Sbalorditiva è la collezione di Lazzaro Spallanzani, composta di animali e pesci, minerali e piante, disposti al pianto terra o appesi a fili leggeri con effetto straniante alla Wes Anderson (o alla Franco Albini, presso il cui studio Rota ha lavorato da ragazzo). Appassionante è la sequela di teatrini scientifici al primo piano dove sono esposte come in una via crucis archeologica le tappe evolutive della città, grazie al lascito di Gaetano Chierici: dalla sua fondazione da parte di popoli primitivi, agli Etruschi, ai Romani che la rifondano con gli strumenti divinatori in grado di connettere la griglia urbana a quella del cielo e delle stelle, ai Longobardi che per un po’ mantengono i culti pagani e però i guerrieri si lasciano seppellire comunque con una sottile croce d’oro sul volto. 

Ci sono poi le sale dedicate alla moda, da quella estense e napoleonica fino al cappotto 101801 color cammello di Max Mara ancora in produzione – nel frattempo la famiglia Maramotti ha dato vita all’omonima fondazione di arte contemporanea. E gli artisti vivi sono presenti accanto a quelli del passato, come nel caso di Claudio Parmiggiani, mentre un’intera sala ricostruisce la mostra che più di tutti Luigi Ghirri avrebbe voluto fare, “Paesaggi di cartone”, accanto a una selezione di fotografi affermati o in erba che ogni anno si riuniscono in città per Fotografia Europea. La sistemazione dei Musei Civici insomma non è episodica, non è un atto isolato ma un programma integrato con il recupero di altri spazi storici che per troppo tempo sono stati chiusi e dismessi, sia religiosi, come i chiostri di San Pietro recuperati e implementati dallo Studio Zamboni (che sta già ricevendo più di un premio a riguardo), sia dalle Officine Reggiane di fianco alla vecchia stazione ferroviaria che ospitano già un hub per la stampa 3D. Non a caso proprio a Reggio venne Steve Jobs per cercare il suo primo partner europeo, la Iret di Vittorio Lasagni, che nel 1984 diventò Apple Italia – uno dei più rari Mac degli esordi è in mostra tra le foto iridescenti di Olivo Barbieri e altre diavolerie da wunderkammer.

«Il bello di questo museo è che è costantemente in fieri, le foto di Barbieri o Ghirri sono così tante che possono ruotare, così per i quadri e i tessuti» dice Rota «Senza contare che tutto l’ultimo piano è dedicato ai laboratori per le scuole dove i ragazzi per un mese possono fare un corso con un grande fotografo o un artista affermato e produrre in loco, vivendo dentro il museo e usandolo come un’altra scuola.

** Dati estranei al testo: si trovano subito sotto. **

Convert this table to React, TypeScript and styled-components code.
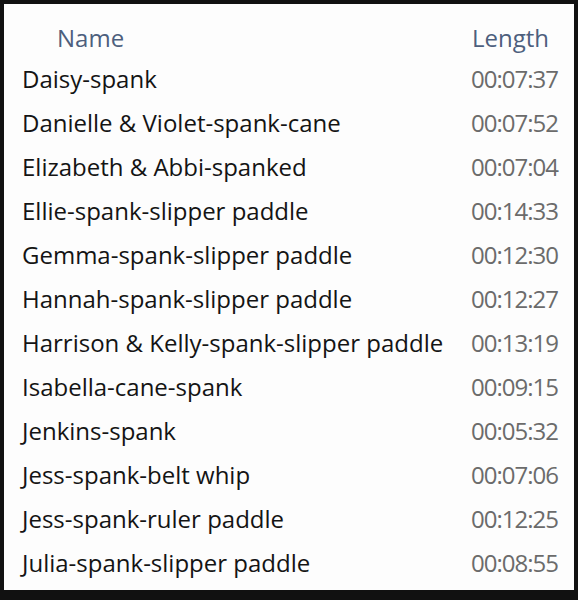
import React from "react";
import styled, { createGlobalStyle } from "styled-components";

const Global = createGlobalStyle`
  html, body { margin: 0; padding: 0; background: #111; }
  #root { width: 578px; height: 600px; }
`;

const Frame = styled.div`
  box-sizing: border-box;
  width: 578px;
  height: 600px;
  background: #111;
  padding: 4px 4px 10px 4px;
`;

const Panel = styled.div`
  box-sizing: border-box;
  width: 100%;
  height: 100%;
  background: #fdfdfd;
  font-family: "Open Sans", "Noto Sans", sans-serif;
  display: flex;
  flex-direction: column;
`;

const Header = styled.div`
  box-sizing: border-box;
  display: grid;
  grid-template-columns: 1fr auto;
  height: 52px;
  align-items: center;
  padding: 14px 25px 0 53px;
  color: #4d5f7d;
  font-size: 24px;
`;

const Row = styled.div`
  display: grid;
  grid-template-columns: 1fr auto;
  height: 44px;
  align-items: center;
  padding: 0 16px 0 18px;
  font-size: 24px;
`;

const NameCell = styled.span`
  color: #141414;
  white-space: nowrap;
`;

const TimeCell = styled.span`
  color: #6b6b6b;
  letter-spacing: -1px;
`;

const rows: [string, string][] = [
  ["Daisy-spank", "00:07:37"],
  ["Danielle & Violet-spank-cane", "00:07:52"],
  ["Elizabeth & Abbi-spanked", "00:07:04"],
  ["Ellie-spank-slipper paddle", "00:14:33"],
  ["Gemma-spank-slipper paddle", "00:12:30"],
  ["Hannah-spank-slipper paddle", "00:12:27"],
  ["Harrison & Kelly-spank-slipper paddle", "00:13:19"],
  ["Isabella-cane-spank", "00:09:15"],
  ["Jenkins-spank", "00:05:32"],
  ["Jess-spank-belt whip", "00:07:06"],
  ["Jess-spank-ruler paddle", "00:12:25"],
  ["Julia-spank-slipper paddle", "00:08:55"],
];

export default function App() {
  return (
    <>
      <Global />
      <Frame>
        <Panel>
          <Header>
            <span>Name</span>
            <span>Length</span>
          </Header>
          {rows.map(([n, t]) => (
            <Row key={n}>
              <NameCell>{n}</NameCell>
              <TimeCell>{t}</TimeCell>
            </Row>
          ))}
        </Panel>
      </Frame>
    </>
  );
}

Non basta: in ogni sala c’è un citofono in cui in ogni momento si può chiedere l’intervento di uno dei conservatori che sta lavorando negli uffici del museo, perché il rapporto dev’essere il più diretto e spontaneo possibile. Per questo abbiamo incluso anche la produzione più corrente e considerata meno nobile come la musica leggera di cui Reggio è un’indiscussa capitale: Orietta Berti, Iva Zanicchi, Ivana Spagna, Zucchero, CCCP (molti dei loro dischi hanno una foto di Ghirri in copertina), Üstmamò, il liscio da balera ma anche il rap e la trap». Ed è peraltro tutto un trionfo del genius loci: tutto è locale qui, reggiano o al massimo di Scandiano (Spallanzani, Ghirri) o Luzzara (Parmiggiani, Zavattini), persino l’osso dell’indice di Ludovico Ariosto, “Reggio, il natio nido mio”.